Ayer fue el cumpleaños de mi padre. Habría cumplido 87 pero murió en el año 2001, apenas a los 64 años de edad. Trabajó duro, desde los 19, y tenía planeado ya en el año 2001 su retiro para el año 2002, a los 65. Pero no llegó. La última vez que estuve con él, un día antes de morir, me miró los brazos y las manos, sentados en una mesa, y sonrió. Sentí que le hacía acordar a él mismo cuando era joven. Yo, por mi lado, sentía admiración y amor, estaba contento con el padre que me tocó. Era, como todos, imperfecto, pero fue un hombre de buen corazón, inteligente, trabajador y querido.

El día de ayer también, y quizá fue una coincidencia interesante, apareció en mi reel un extracto de una película del gran actor Robin Williams, quien también murió a los 64 años, llamada La Sociedad de los Poetas Muertos. Esta película me marcó cuando era adolescente.

Me marcó porque hablaba de algo que yo pensaba y percibía desde niño y que sentía que nadie más percibía o expresaba: el hecho de que los lugares quedan y las personas pasan.

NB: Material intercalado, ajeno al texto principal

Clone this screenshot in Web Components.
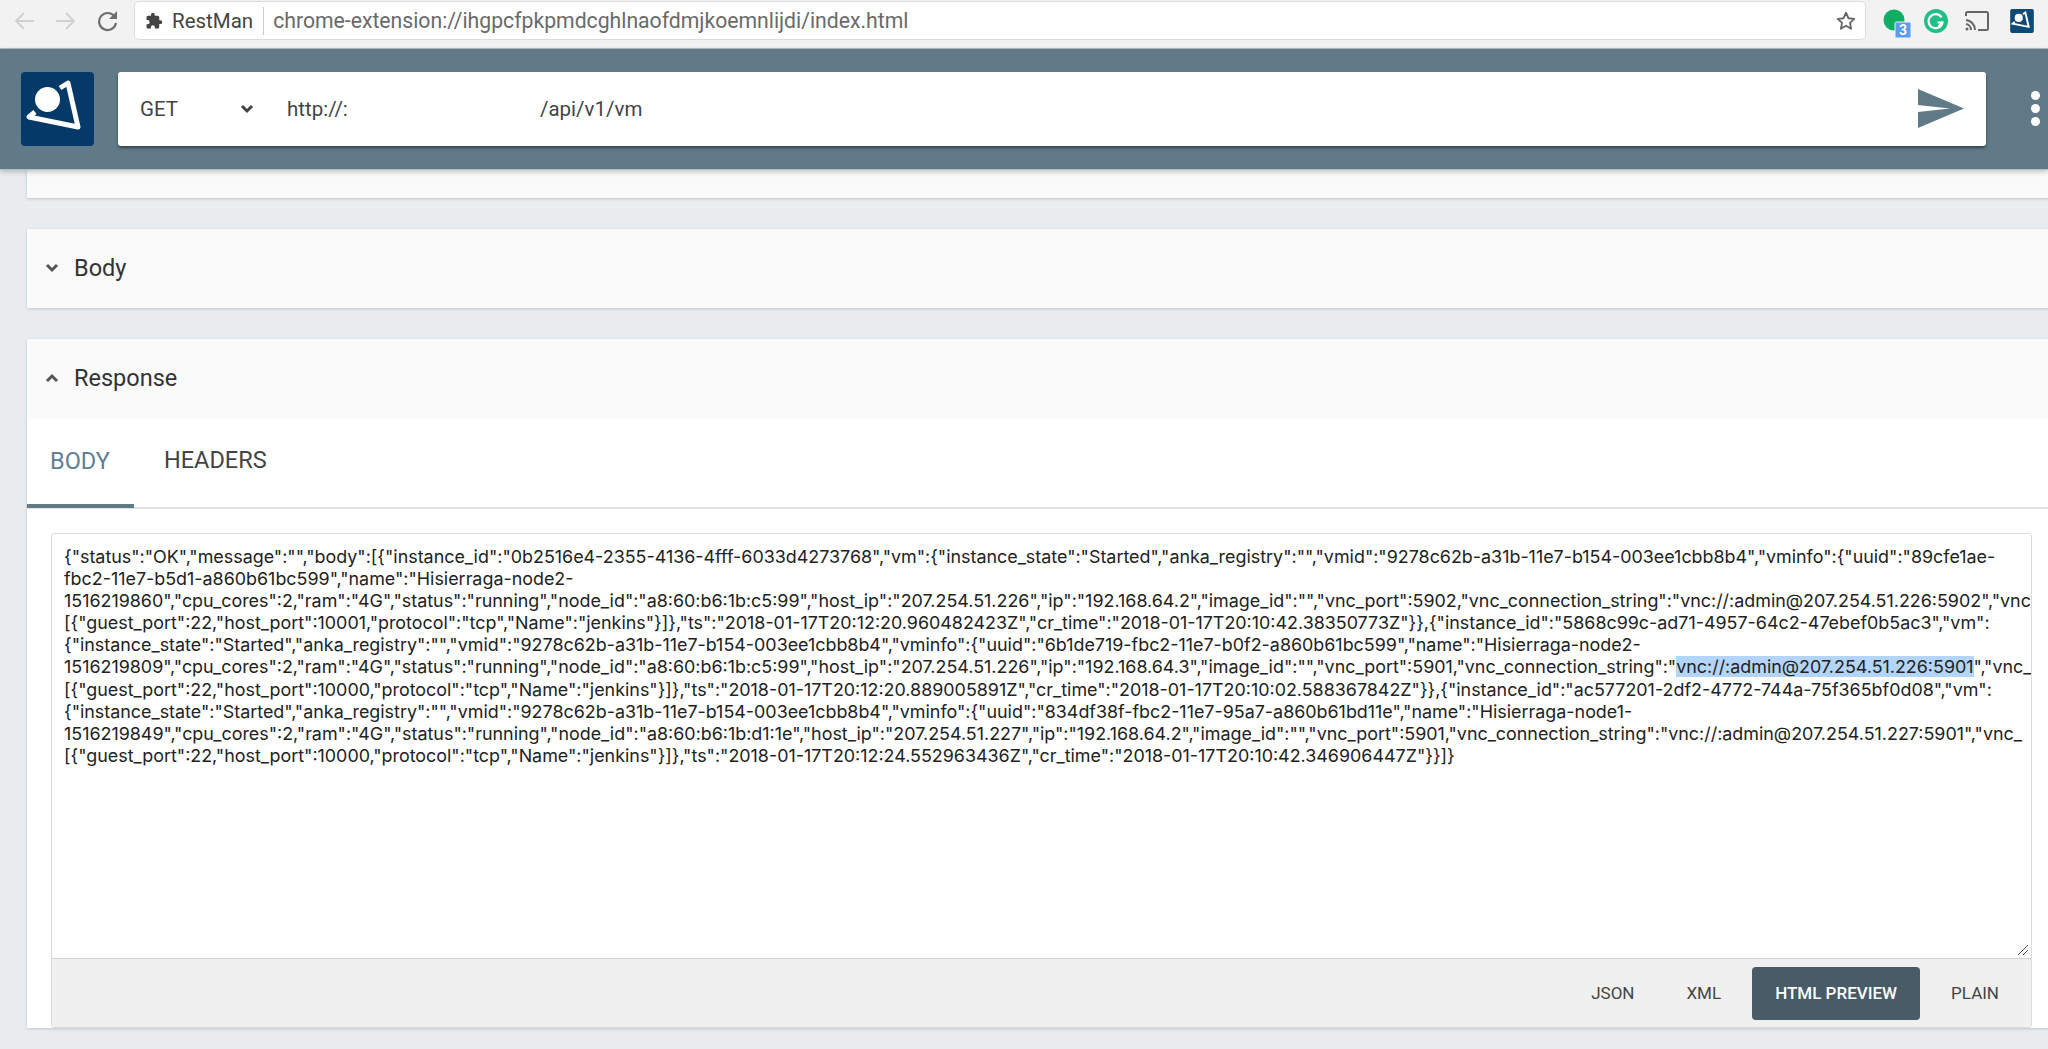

Me llamaba la atención ver fotos del pasado y darme cuenta de que ninguna de esas personas estaba más ahí, o mirar gente en una playa e imaginar los seres que habrían sido felices en ese mismo espacio 50 años atrás. Pero lo que más me sorprendía era pensar que en solo unos 80 años aproximadamente, TODOS, en el planeta entero estaríamos “renovados” por nuevas personas, y cómo el ser humano en general parecía no ser muy consciente de ello, dándoles demasiada importancia a algunas cosas no tan relevantes, y quizá dándoles poca a otras más trascendentes.

“La última vez que estuve con él, un día antes de morir, me miró los brazos y las manos, sentados en una mesa, y sonrió”.

En este film extraordinario, Williams compartía con sus jóvenes alumnos un secreto que curiosamente pocos conocen: la conciencia de la muerte como un catalizador de la vida. “Memento mori, carpe diem”. No te angusties tanto por la realidad de la muerte, aprovecha esa conciencia para hacer algo bueno de tu vida. Aprovecha el día, cada día es un regalo y te pueden quedar menos de lo que crees.

A mí la conciencia de la muerte me ha dado mucho más de lo que me ha quitado. Me ha traído libertad, me ha hecho sentir menos importante. Paradójicamente, esa “ubicaína” te ayuda a disfrutar más de la vida, aprovechar más el día y entender mejor lo que es verdaderamente trascendente.